Drop every picture. Then return, exactly, the lines from the beginning of the listing below through the one containing "</body></html>".

===== INFORMATION SHOWN =====

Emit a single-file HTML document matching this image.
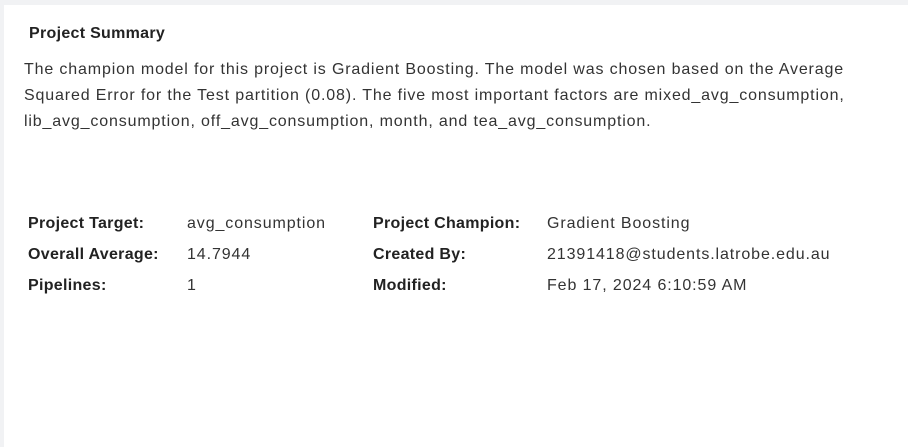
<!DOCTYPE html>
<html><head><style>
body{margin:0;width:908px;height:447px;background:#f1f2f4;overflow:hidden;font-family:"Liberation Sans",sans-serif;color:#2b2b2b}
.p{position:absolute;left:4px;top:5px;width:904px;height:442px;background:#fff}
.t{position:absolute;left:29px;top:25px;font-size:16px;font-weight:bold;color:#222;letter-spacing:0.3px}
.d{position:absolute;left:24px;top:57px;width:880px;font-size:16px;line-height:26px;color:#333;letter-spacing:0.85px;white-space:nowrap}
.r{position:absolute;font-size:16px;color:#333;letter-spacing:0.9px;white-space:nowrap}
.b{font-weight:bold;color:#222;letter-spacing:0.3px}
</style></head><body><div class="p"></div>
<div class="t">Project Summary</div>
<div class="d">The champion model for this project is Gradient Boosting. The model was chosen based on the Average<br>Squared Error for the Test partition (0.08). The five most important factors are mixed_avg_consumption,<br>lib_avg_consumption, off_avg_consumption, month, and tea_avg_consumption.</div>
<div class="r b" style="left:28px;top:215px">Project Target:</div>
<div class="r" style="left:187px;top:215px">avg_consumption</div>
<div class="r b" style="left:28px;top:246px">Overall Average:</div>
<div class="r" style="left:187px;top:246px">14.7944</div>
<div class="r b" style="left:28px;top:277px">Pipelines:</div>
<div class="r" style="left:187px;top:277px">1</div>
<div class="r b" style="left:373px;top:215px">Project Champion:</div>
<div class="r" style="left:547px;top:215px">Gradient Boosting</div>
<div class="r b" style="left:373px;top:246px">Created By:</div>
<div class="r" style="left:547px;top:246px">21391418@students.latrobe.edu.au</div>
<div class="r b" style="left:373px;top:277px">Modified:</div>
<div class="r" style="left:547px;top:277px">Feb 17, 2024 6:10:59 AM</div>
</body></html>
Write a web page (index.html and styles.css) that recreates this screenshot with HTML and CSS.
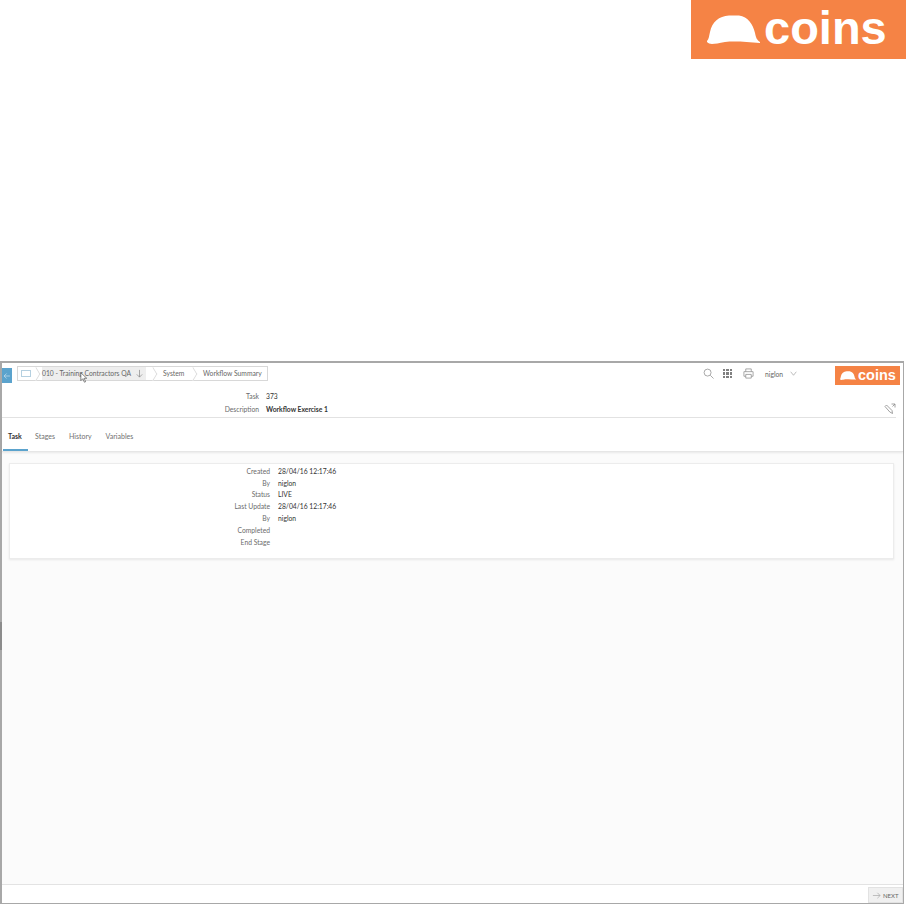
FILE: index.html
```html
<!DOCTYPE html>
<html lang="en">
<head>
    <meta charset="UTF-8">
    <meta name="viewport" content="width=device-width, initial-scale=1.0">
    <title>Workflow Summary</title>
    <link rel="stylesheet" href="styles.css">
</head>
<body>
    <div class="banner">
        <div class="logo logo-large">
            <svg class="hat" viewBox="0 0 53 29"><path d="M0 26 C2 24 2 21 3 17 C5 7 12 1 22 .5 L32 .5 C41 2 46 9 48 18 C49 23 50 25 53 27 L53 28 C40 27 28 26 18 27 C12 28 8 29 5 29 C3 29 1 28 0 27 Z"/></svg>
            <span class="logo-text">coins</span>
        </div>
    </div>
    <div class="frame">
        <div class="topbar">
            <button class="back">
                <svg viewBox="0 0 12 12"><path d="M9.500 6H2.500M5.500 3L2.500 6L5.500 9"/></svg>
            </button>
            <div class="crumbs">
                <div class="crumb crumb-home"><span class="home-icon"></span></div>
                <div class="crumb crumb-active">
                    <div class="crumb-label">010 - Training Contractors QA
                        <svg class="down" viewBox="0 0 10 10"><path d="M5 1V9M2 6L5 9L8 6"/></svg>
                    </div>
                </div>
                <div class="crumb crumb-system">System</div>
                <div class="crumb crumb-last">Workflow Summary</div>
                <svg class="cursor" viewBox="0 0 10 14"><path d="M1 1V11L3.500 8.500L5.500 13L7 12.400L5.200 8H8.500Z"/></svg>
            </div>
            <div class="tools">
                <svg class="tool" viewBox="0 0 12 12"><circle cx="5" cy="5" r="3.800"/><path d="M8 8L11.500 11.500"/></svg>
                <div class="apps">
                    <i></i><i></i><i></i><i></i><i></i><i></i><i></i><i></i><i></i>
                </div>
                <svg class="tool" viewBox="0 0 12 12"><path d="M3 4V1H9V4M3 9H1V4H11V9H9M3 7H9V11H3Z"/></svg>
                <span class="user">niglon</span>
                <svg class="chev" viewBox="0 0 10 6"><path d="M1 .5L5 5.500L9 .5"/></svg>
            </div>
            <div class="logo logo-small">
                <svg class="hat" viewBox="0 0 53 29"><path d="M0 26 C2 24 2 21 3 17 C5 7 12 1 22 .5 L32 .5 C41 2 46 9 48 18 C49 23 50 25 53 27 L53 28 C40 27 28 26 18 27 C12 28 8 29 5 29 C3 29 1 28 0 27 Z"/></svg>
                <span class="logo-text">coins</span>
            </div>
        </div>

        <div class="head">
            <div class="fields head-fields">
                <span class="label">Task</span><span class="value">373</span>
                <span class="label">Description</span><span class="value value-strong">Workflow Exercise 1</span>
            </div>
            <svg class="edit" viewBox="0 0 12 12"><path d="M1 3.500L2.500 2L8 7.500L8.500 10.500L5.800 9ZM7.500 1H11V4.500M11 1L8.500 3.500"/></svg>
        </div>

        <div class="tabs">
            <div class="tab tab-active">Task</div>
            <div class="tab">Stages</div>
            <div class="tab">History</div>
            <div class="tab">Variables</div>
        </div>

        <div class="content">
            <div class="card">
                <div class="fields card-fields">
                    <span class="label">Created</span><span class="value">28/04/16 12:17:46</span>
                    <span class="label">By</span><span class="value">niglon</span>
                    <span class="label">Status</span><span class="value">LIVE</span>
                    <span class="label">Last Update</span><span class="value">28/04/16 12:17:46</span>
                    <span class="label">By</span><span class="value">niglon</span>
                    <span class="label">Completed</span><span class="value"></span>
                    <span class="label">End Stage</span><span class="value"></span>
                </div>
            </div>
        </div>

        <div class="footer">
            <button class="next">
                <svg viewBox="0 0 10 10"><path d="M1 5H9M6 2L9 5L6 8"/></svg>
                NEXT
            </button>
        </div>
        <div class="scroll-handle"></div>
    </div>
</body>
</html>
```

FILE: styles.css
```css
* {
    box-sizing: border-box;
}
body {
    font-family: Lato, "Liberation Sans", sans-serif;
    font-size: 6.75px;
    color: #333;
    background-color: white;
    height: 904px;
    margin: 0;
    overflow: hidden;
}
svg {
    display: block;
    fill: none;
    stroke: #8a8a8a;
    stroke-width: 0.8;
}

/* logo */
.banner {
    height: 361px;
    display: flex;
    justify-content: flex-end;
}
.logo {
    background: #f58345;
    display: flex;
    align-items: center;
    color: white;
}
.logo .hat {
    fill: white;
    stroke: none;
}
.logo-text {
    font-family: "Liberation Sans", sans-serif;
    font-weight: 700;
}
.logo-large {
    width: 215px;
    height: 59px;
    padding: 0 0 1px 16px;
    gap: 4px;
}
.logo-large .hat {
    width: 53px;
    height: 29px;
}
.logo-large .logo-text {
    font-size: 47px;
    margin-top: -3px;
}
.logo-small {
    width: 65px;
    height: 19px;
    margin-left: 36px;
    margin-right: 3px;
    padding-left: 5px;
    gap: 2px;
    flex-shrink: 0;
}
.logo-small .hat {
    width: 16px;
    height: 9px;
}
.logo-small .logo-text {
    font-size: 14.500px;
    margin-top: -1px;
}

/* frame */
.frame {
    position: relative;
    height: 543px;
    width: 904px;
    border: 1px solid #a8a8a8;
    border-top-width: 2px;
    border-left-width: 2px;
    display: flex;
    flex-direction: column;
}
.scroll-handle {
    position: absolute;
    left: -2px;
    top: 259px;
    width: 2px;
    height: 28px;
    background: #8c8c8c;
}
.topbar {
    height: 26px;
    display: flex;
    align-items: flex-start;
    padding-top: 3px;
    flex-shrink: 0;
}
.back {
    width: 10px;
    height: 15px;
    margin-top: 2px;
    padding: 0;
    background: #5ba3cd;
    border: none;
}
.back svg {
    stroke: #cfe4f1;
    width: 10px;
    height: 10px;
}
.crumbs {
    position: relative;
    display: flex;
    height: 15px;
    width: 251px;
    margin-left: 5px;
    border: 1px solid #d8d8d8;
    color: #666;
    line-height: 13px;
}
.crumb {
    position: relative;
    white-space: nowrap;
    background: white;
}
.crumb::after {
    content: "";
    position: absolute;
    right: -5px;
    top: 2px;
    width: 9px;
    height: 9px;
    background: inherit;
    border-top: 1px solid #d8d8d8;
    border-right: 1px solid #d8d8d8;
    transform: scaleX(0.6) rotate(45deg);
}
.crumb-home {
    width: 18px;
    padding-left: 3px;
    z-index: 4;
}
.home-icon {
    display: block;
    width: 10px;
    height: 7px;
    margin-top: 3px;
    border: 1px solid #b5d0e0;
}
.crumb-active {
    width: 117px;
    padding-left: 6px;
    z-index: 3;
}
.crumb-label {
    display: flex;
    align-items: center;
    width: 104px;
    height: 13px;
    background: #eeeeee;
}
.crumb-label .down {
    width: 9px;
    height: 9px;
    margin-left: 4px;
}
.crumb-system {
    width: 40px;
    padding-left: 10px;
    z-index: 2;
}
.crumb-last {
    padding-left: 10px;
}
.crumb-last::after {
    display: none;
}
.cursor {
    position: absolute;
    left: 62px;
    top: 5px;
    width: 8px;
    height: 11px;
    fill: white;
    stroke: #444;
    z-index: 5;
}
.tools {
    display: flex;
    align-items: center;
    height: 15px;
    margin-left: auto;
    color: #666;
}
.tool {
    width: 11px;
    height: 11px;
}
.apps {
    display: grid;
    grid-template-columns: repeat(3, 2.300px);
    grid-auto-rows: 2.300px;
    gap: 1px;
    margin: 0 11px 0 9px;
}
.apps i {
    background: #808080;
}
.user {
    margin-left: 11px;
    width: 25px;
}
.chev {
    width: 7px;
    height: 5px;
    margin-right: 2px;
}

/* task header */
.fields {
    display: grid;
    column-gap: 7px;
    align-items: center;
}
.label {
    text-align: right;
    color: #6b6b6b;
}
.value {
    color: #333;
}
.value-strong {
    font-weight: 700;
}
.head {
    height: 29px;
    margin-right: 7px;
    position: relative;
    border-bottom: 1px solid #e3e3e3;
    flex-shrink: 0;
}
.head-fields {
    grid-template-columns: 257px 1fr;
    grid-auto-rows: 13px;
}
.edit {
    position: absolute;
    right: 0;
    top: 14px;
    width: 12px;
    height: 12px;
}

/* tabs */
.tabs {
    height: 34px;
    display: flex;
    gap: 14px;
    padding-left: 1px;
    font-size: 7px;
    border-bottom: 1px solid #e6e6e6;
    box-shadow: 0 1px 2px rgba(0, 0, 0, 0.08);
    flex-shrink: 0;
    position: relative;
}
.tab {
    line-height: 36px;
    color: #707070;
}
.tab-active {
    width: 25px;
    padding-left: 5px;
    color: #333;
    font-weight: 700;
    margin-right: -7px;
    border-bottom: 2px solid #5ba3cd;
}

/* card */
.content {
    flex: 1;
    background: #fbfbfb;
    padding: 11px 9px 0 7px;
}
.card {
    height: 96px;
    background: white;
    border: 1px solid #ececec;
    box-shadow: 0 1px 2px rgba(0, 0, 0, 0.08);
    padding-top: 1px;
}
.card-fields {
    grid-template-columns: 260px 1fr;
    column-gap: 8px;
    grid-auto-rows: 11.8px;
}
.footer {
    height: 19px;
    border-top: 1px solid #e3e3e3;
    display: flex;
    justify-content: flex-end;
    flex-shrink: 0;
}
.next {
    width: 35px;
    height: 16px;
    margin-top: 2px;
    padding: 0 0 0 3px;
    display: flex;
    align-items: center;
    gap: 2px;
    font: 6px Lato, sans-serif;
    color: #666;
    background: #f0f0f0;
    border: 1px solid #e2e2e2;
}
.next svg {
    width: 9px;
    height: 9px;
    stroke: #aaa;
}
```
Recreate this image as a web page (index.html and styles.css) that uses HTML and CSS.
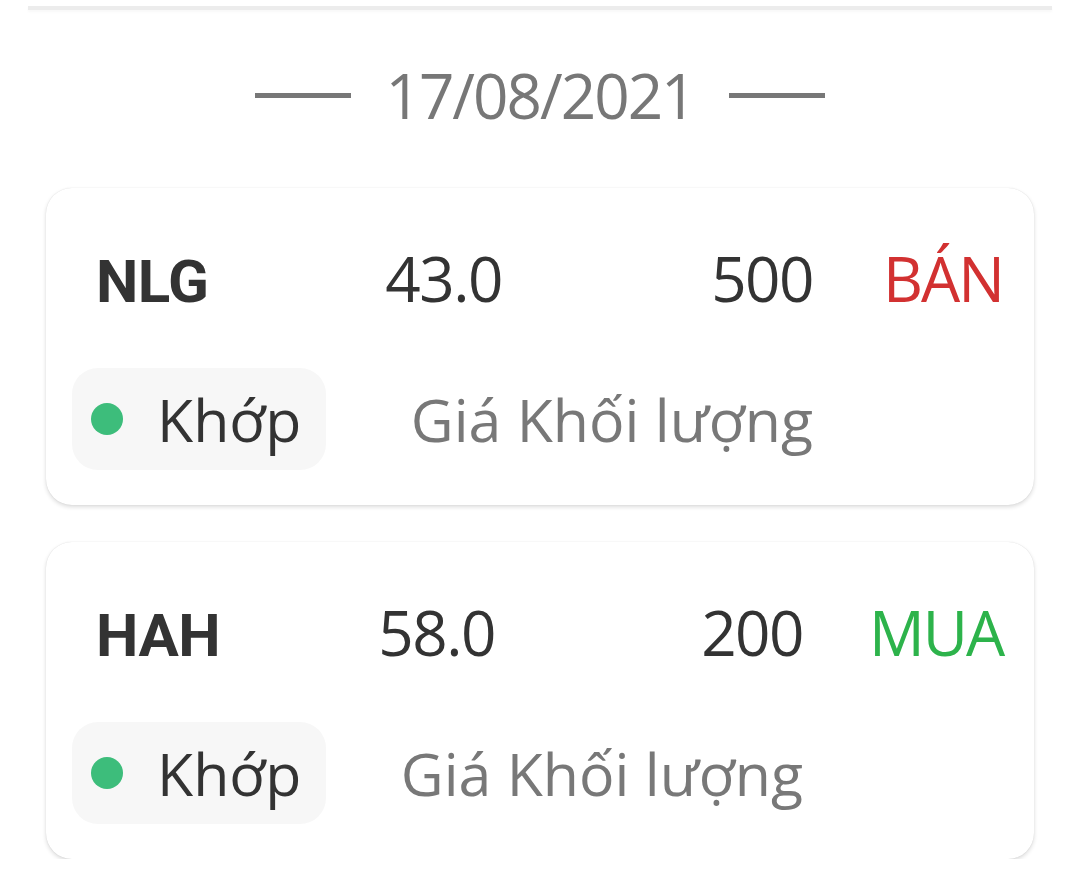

=====

◆ RESPONSE:
Emit a single-file HTML document matching this image.
<!DOCTYPE html>
<html><head><style>
body{margin:0;width:908px;height:447px;background:#f1f2f4;overflow:hidden;font-family:"Liberation Sans",sans-serif;color:#2b2b2b}
.p{position:absolute;left:4px;top:5px;width:904px;height:442px;background:#fff}
.t{position:absolute;left:29px;top:25px;font-size:16px;font-weight:bold;color:#222;letter-spacing:0.3px}
.d{position:absolute;left:24px;top:57px;width:880px;font-size:16px;line-height:26px;color:#333;letter-spacing:0.85px;white-space:nowrap}
.r{position:absolute;font-size:16px;color:#333;letter-spacing:0.9px;white-space:nowrap}
.b{font-weight:bold;color:#222;letter-spacing:0.3px}
</style></head><body><div class="p"></div>
<div class="t">Project Summary</div>
<div class="d">The champion model for this project is Gradient Boosting. The model was chosen based on the Average<br>Squared Error for the Test partition (0.08). The five most important factors are mixed_avg_consumption,<br>lib_avg_consumption, off_avg_consumption, month, and tea_avg_consumption.</div>
<div class="r b" style="left:28px;top:215px">Project Target:</div>
<div class="r" style="left:187px;top:215px">avg_consumption</div>
<div class="r b" style="left:28px;top:246px">Overall Average:</div>
<div class="r" style="left:187px;top:246px">14.7944</div>
<div class="r b" style="left:28px;top:277px">Pipelines:</div>
<div class="r" style="left:187px;top:277px">1</div>
<div class="r b" style="left:373px;top:215px">Project Champion:</div>
<div class="r" style="left:547px;top:215px">Gradient Boosting</div>
<div class="r b" style="left:373px;top:246px">Created By:</div>
<div class="r" style="left:547px;top:246px">21391418@students.latrobe.edu.au</div>
<div class="r b" style="left:373px;top:277px">Modified:</div>
<div class="r" style="left:547px;top:277px">Feb 17, 2024 6:10:59 AM</div>
</body></html>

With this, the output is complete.